I confidently predict that before very long you will be accessing Alexa on your Android smartphone (Amazon use Android). But this begs an intriguing question: where does that leave Google and especially Apple?
I imagine Google must feel pretty miffed (and that’s putting it mildly) that they have been caught napping by a ‘jumped-up book retailer’. But the omens for Apple look no better. Siri is monogamously wedded to the iPhone and tightly micro-managed by Apple. By contrast, Alexa is flirtatious and fancy-free – keen to build relationships with anyone who is serious about ASR. And, in the end, that could be Apple’s undoing. Apple are trapped in their own micro-climate, and Amazon may well rain on their parade!
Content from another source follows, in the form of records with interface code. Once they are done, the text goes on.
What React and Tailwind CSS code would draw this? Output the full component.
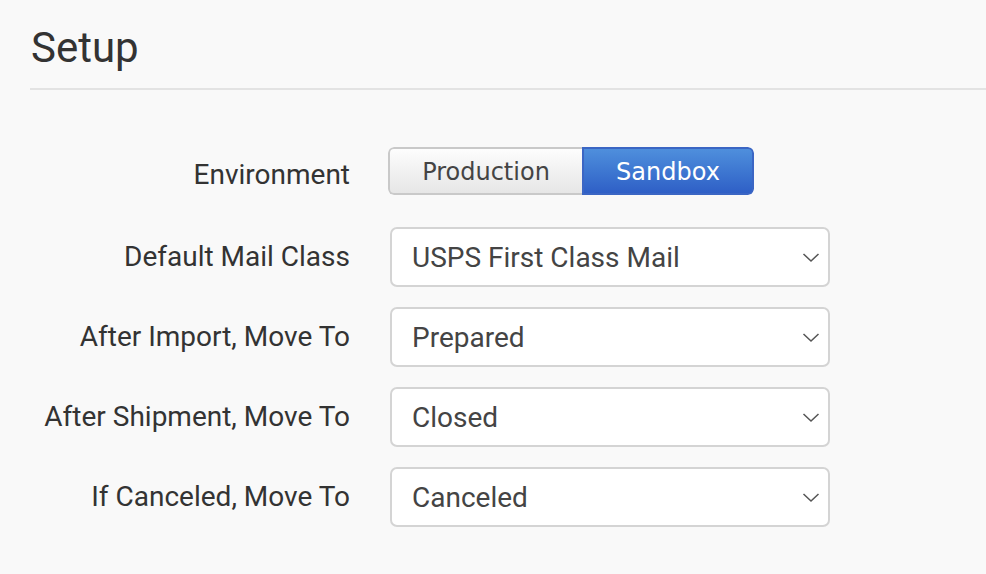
const rows = [
  { label: "Default Mail Class", value: "USPS First Class Mail" },
  { label: "After Import, Move To", value: "Prepared" },
  { label: "After Shipment, Move To", value: "Closed" },
  { label: "If Canceled, Move To", value: "Canceled" },
];

const Select = ({ value }) => (
  <div className="w-[440px] h-[60px] bg-white border-2 border-[#d4d4d4] rounded-[7px] flex items-center justify-between pl-[20px] pr-[8px]">
    <span className="text-[28px] leading-none text-[#444] mt-[2px]">{value}</span>
    <svg width="18" height="11" viewBox="0 0 18 11" className="mt-[1px]">
      <polyline points="1.5,2 9,9 16.5,2" fill="none" stroke="#555" strokeWidth="1.5" />
    </svg>
  </div>
);

export default function App() {
  return (
    <div
      className="w-[986px] h-[574px] bg-[#f9f9f9] pl-[30px] pt-[22px] overflow-hidden"
      style={{ fontFamily: "Roboto, 'Liberation Sans', sans-serif" }}
    >
      <h1 className="text-[42px] leading-[52px] text-[#333] pl-[1px]">Setup</h1>
      <div className="h-[2px] bg-[#e3e3e3] mt-[14px]"></div>

      <div className="mt-[57px] flex items-center">
        <div className="w-[320px] text-right text-[28px] leading-none text-[#333] mt-[8px]">Environment</div>
        <div
          className="ml-[38px] flex h-[48px] rounded-[6px] overflow-hidden"
          style={{ fontFamily: "'DejaVu Sans', Verdana, sans-serif" }}
        >
          <button className="w-[194px] h-full border-2 border-r-0 border-[#c9c9c9] rounded-l-[6px] bg-gradient-to-b from-[#fdfdfd] to-[#e6e6e6] text-[24px] text-[#444] pt-[2px]">
            Production
          </button>
          <button className="w-[172px] h-full border-2 border-[#3b66c4] rounded-r-[6px] bg-gradient-to-b from-[#4f8fdc] to-[#2f5fc6] text-[24px] text-white pt-[2px]">
            Sandbox
          </button>
        </div>
      </div>

      <div className="mt-[32px] flex flex-col gap-[20px]">
        {rows.map((r) => (
          <div key={r.label} className="flex items-center">
            <div className="w-[320px] text-right text-[28px] leading-none text-[#333]">{r.label}</div>
            <div className="ml-[40px]">
              <Select value={r.value} />
            </div>
          </div>
        ))}
      </div>
    </div>
  );
}
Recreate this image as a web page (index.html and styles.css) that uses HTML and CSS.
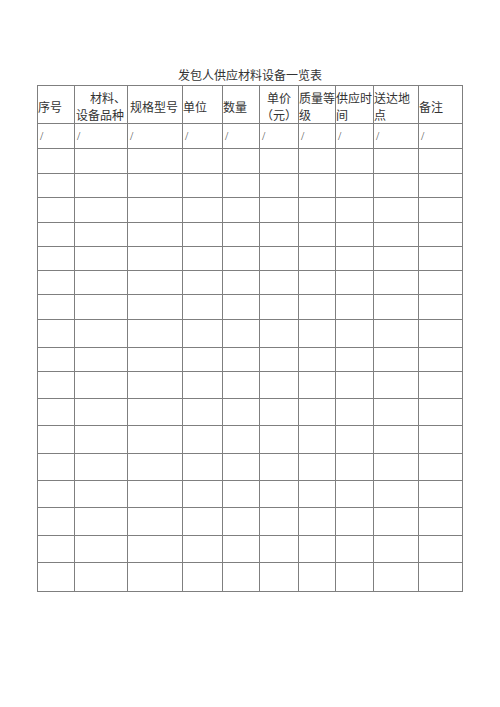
FILE: index.html
```html
<!DOCTYPE html>
<html lang="zh-CN">
<head>
<meta charset="utf-8">
<title>发包人供应材料设备一览表</title>
<link rel="stylesheet" href="styles.css">
</head>
<body>
<div class="page">
  <h1 class="title">发包人供应材料设备一览表</h1>
  <div class="sheet">
    <div class="c h">序号</div>
    <div class="c h ind">材料、<br>设备品种</div>
    <div class="c h wide">规格型号</div>
    <div class="c h">单位</div>
    <div class="c h">数量</div>
    <div class="c h mid">单价<br>（元）</div>
    <div class="c h">质量等<br>级</div>
    <div class="c h">供应时<br>间</div>
    <div class="c h">送达地<br>点</div>
    <div class="c h">备注</div>

    <div class="c s">/</div><div class="c s">/</div><div class="c s">/</div><div class="c s">/</div><div class="c s">/</div><div class="c s">/</div><div class="c s">/</div><div class="c s">/</div><div class="c s">/</div><div class="c s">/</div>

    <div class="c"></div><div class="c"></div><div class="c"></div><div class="c"></div><div class="c"></div><div class="c"></div><div class="c"></div><div class="c"></div><div class="c"></div><div class="c"></div>
    <div class="c"></div><div class="c"></div><div class="c"></div><div class="c"></div><div class="c"></div><div class="c"></div><div class="c"></div><div class="c"></div><div class="c"></div><div class="c"></div>
    <div class="c"></div><div class="c"></div><div class="c"></div><div class="c"></div><div class="c"></div><div class="c"></div><div class="c"></div><div class="c"></div><div class="c"></div><div class="c"></div>
    <div class="c"></div><div class="c"></div><div class="c"></div><div class="c"></div><div class="c"></div><div class="c"></div><div class="c"></div><div class="c"></div><div class="c"></div><div class="c"></div>
    <div class="c"></div><div class="c"></div><div class="c"></div><div class="c"></div><div class="c"></div><div class="c"></div><div class="c"></div><div class="c"></div><div class="c"></div><div class="c"></div>
    <div class="c"></div><div class="c"></div><div class="c"></div><div class="c"></div><div class="c"></div><div class="c"></div><div class="c"></div><div class="c"></div><div class="c"></div><div class="c"></div>
    <div class="c"></div><div class="c"></div><div class="c"></div><div class="c"></div><div class="c"></div><div class="c"></div><div class="c"></div><div class="c"></div><div class="c"></div><div class="c"></div>
    <div class="c"></div><div class="c"></div><div class="c"></div><div class="c"></div><div class="c"></div><div class="c"></div><div class="c"></div><div class="c"></div><div class="c"></div><div class="c"></div>
    <div class="c"></div><div class="c"></div><div class="c"></div><div class="c"></div><div class="c"></div><div class="c"></div><div class="c"></div><div class="c"></div><div class="c"></div><div class="c"></div>
    <div class="c"></div><div class="c"></div><div class="c"></div><div class="c"></div><div class="c"></div><div class="c"></div><div class="c"></div><div class="c"></div><div class="c"></div><div class="c"></div>
    <div class="c"></div><div class="c"></div><div class="c"></div><div class="c"></div><div class="c"></div><div class="c"></div><div class="c"></div><div class="c"></div><div class="c"></div><div class="c"></div>
    <div class="c"></div><div class="c"></div><div class="c"></div><div class="c"></div><div class="c"></div><div class="c"></div><div class="c"></div><div class="c"></div><div class="c"></div><div class="c"></div>
    <div class="c"></div><div class="c"></div><div class="c"></div><div class="c"></div><div class="c"></div><div class="c"></div><div class="c"></div><div class="c"></div><div class="c"></div><div class="c"></div>
    <div class="c"></div><div class="c"></div><div class="c"></div><div class="c"></div><div class="c"></div><div class="c"></div><div class="c"></div><div class="c"></div><div class="c"></div><div class="c"></div>
    <div class="c"></div><div class="c"></div><div class="c"></div><div class="c"></div><div class="c"></div><div class="c"></div><div class="c"></div><div class="c"></div><div class="c"></div><div class="c"></div>
    <div class="c"></div><div class="c"></div><div class="c"></div><div class="c"></div><div class="c"></div><div class="c"></div><div class="c"></div><div class="c"></div><div class="c"></div><div class="c"></div>
    <div class="c"></div><div class="c"></div><div class="c"></div><div class="c"></div><div class="c"></div><div class="c"></div><div class="c"></div><div class="c"></div><div class="c"></div><div class="c"></div>
  </div>
</div>
</body>
</html>
```

FILE: styles.css
```css
html, body {
  margin: 0;
  padding: 0;
  background: #ffffff;
}

body {
  font-family: "Noto Sans CJK SC", "Noto Sans", sans-serif;
  color: #333333;
}

.page {
  width: 426px;
  padding: 67px 0 0 37px;
}

.title {
  margin: 0 0 2px 0;
  font-size: 12px;
  line-height: 16px;
  font-weight: 400;
  text-align: center;
  color: #333333;
}

.sheet {
  display: grid;
  grid-template-columns: 36px 52px 54px 39px 36px 38px 36px 37px 44px 43px;
  grid-template-rows: 37px 24px 24px 23px 24px 23px 23px 23px 24px 27px 23px 26px 26px 27px 26px 26px 27px 26px 28px;
  gap: 1px;
  padding: 1px;
  width: 424px;
  background: #7f7f7f;
}

.c {
  background: #ffffff;
  font-size: 12px;
  font-weight: 400;
  line-height: 17px;
  white-space: nowrap;
  overflow: hidden;
}

.h {
  display: flex;
  flex-direction: column;
  justify-content: center;
  padding: 3px 0 0 0;
  text-align: left;
}

.h.ind {
  text-indent: 14px;
  padding-left: 1px;
}

.h.wide {
  padding-left: 2px;
}

.h.mid {
  text-align: center;
}

.s {
  display: flex;
  align-items: center;
  padding-left: 2px;
  font-family: "Liberation Serif", serif;
  font-size: 12px;
  color: #555555;
}
```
However, for the rest of us, the future looks awesome. We are on the cusp of true voice-driven interactions with our IT. No more keyboards! Oh joy. Bring it on.
PS This article was written entirely – and totally free of errors – using the Dragon voice recognition system. Proof that it really does work.
PPS If you’re watching any Russian TV dramas – such as the BBC’s ‘War and Peace’ – do remember to switch off Alexa. The constant refrain – “I don’t understand your question” – does become slightly tedious!